Potresti approfondire un pò di più la prospettiva di Scarsick?

Lo sapevo che me lo avresti chiesto (risate n.d.r.). Certamente. “Scarsick” scava i canali del disappunto e della disillusione. Fa perdere la speranza in molti sensi e per questo per certi versi è molto vicino a “Remedy Lane”, fondamentalmente uguale, anche se tocca un livello specifico, quello del sociale. In “Scarsick” si parla di disillusione e disappunto verso l’umanità e del contesto esistenziale che ha portato l’essere vivente a diventare creatore di se stesso. Per darti la mia chiave di lettura ti dico che per quanto mi riguarda “Remedy Lane” è molto vicino al mio cuore mentre “Scarsick” è molto vicino al cuore di ognuno di noi. Quest’ultimo è specie di combinazione di tutti questi album differenti che abbiamo composto negli anni. È un cerchio che si chiude e come tale anche un punto di partenza.

Grazie dell’intensa chiaccherata, credo che potremmo stare a parlare per ore soprattutto di come intendete la musica. E’ stato un sincero piacere.

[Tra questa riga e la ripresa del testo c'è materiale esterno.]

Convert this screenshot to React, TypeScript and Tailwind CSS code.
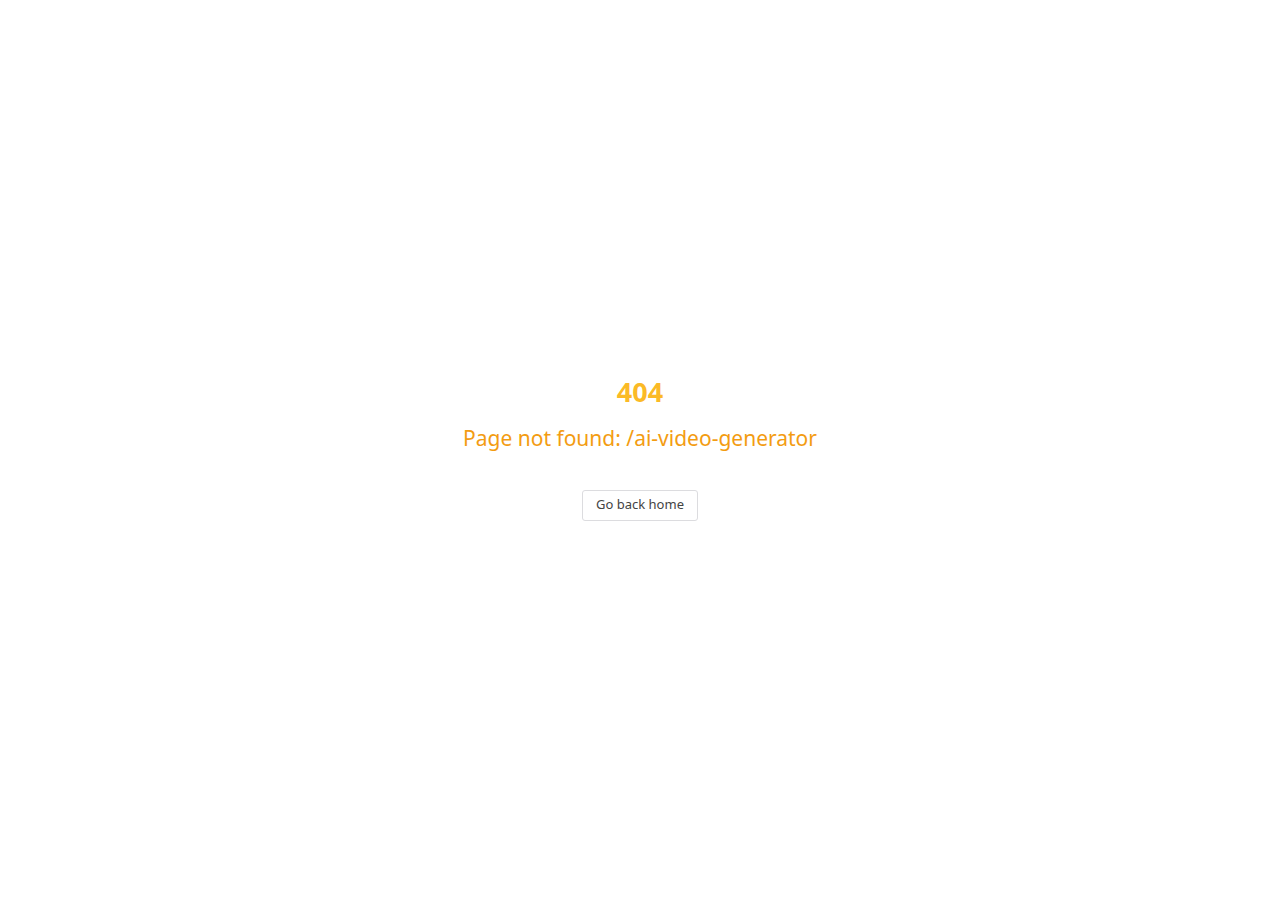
export default function App() {
  return (
    <div className="flex h-[900px] w-full flex-col items-center justify-center bg-white font-['Noto_Sans',sans-serif]">
      <h1 className="text-[27px] font-bold leading-[30px] text-[#fbba26]">404</h1>
      <p className="mt-[17px] text-[21px] leading-[28px] text-[#f39c12]">Page not found: /ai-video-generator</p>
      <button className="mt-[38px] mb-[3px] h-[31px] rounded-[3px] border border-[#dcdcdf] bg-white px-[13px] text-[13px] text-[#444]">
        Go back home
      </button>
    </div>
  );
}
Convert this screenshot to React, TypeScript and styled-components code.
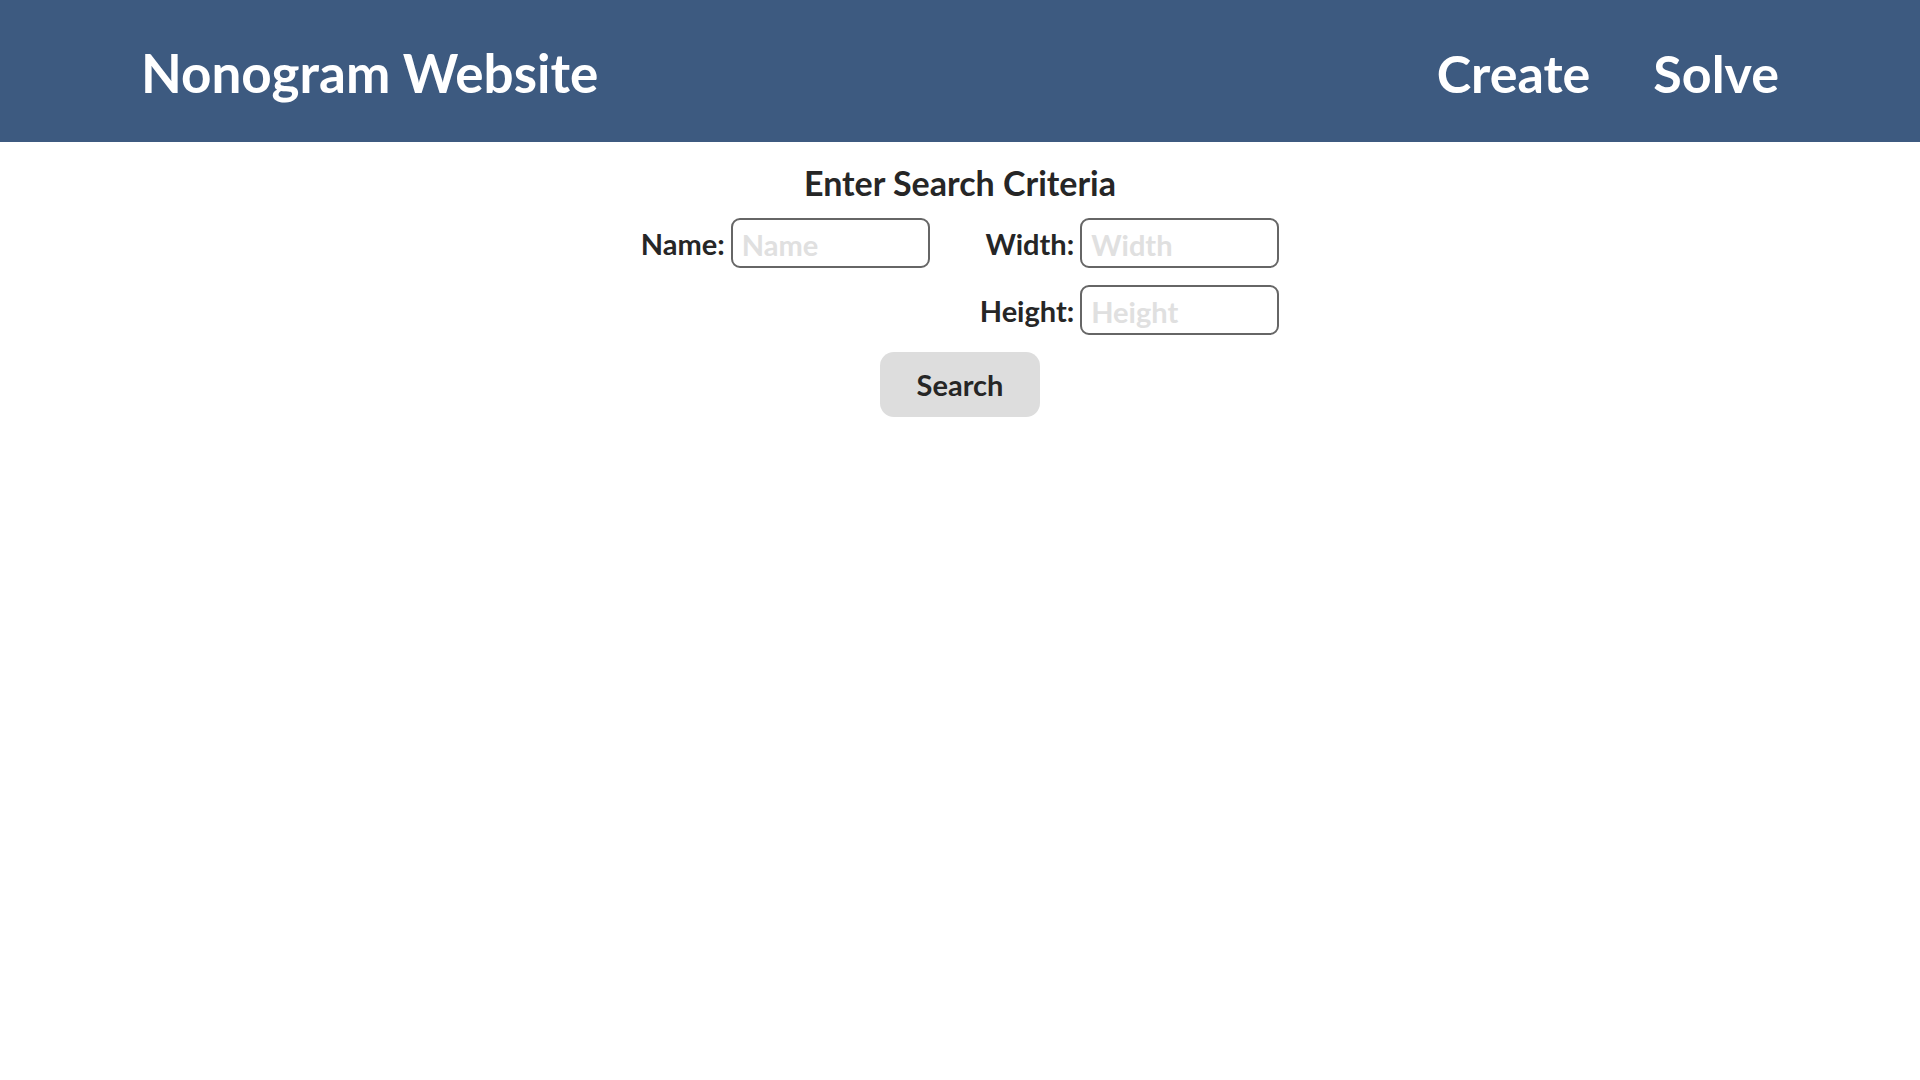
import React from "react";
import styled, { createGlobalStyle } from "styled-components";

const Global = createGlobalStyle`
  html, body { margin: 0; padding: 0; background: #ffffff; }
  body { font-family: Lato, "Open Sans", sans-serif; color: #262626; }
  * { box-sizing: border-box; }
`;

const Header = styled.header`
  height: 142px;
  background: #3d5a80;
  display: flex;
  align-items: center;
  justify-content: space-between;
  padding: 4px 141px 0 141px;
  color: #ffffff;
`;

const Title = styled.h1`
  margin: 0;
  font-size: 53px;
  line-height: 62px;
  font-weight: 700;
`;

const Nav = styled.nav`
  display: flex;
  gap: 63px;
`;

const NavLink = styled.a`
  color: #ffffff;
  text-decoration: none;
  font-size: 52px;
  line-height: 62px;
  font-weight: 700;
`;

const Main = styled.main`
  display: flex;
  flex-direction: column;
  align-items: center;
`;

const Heading = styled.h2`
  margin: 22px 0 16px;
  font-size: 34px;
  font-weight: 700;
  line-height: 38px;
`;

const Form = styled.form`
  display: grid;
  grid-template-columns: auto auto;
  column-gap: 50px;
  row-gap: 17px;
  justify-content: center;
`;

const Field = styled.div<{ $col: number; $row: number }>`
  grid-column: ${(p) => p.$col};
  grid-row: ${(p) => p.$row};
  justify-self: end;
  display: flex;
  align-items: center;
  gap: 6px;
`;

const Label = styled.label`
  font-size: 29px;
  font-weight: 700;
  white-space: nowrap;
`;

const Input = styled.input`
  height: 50px;
  width: 199px;
  border: 2px solid #666666;
  border-radius: 9px;
  padding: 2px 9px 0;
  font-family: inherit;
  font-size: 29px;
  font-weight: 700;
  color: #262626;
  background: #ffffff;
  outline: none;
  &::placeholder { color: #e0e0e0; }
`;

const SearchButton = styled.button`
  margin-top: 17px;
  width: 160px;
  height: 65px;
  border: none;
  border-radius: 14px;
  background: #dddddd;
  font-family: inherit;
  font-size: 29px;
  font-weight: 700;
  color: #262626;
  cursor: pointer;
`;

export default function App() {
  return (
    <>
      <Global />
      <Header>
        <Title>Nonogram Website</Title>
        <Nav>
          <NavLink href="#">Create</NavLink>
          <NavLink href="#">Solve</NavLink>
        </Nav>
      </Header>
      <Main>
        <Heading>Enter Search Criteria</Heading>
        <Form onSubmit={(e) => e.preventDefault()}>
          <Field $col={1} $row={1}>
            <Label htmlFor="name">Name:</Label>
            <Input id="name" placeholder="Name" />
          </Field>
          <Field $col={2} $row={1}>
            <Label htmlFor="width">Width:</Label>
            <Input id="width" placeholder="Width" />
          </Field>
          <Field $col={2} $row={2}>
            <Label htmlFor="height">Height:</Label>
            <Input id="height" placeholder="Height" />
          </Field>
        </Form>
        <SearchButton type="button">Search</SearchButton>
      </Main>
    </>
  );
}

E’ stata per me una intervista davvero interessante, mi hai dato la possibilità di esprimere concetti importanti. Vi ringrazio per questo. Spero di tornare presto da voi. Oltretutto mi piace sempre molto l’idea di mettere piede in Italia. E’ da tempo che penso di prendermi proprio una vacanza qui. L’Italia sarà sempre nel mio cuore. Da piccolo ci venivo molto spesso in vacanza con la mia famiglia.

Davvero?…mi fa piacere…

Credo che l’Italia avrà davvero un posto speciale nel mio cuore. Grazie Nico e grazie a tutti voi di TrueMetal per il supporto!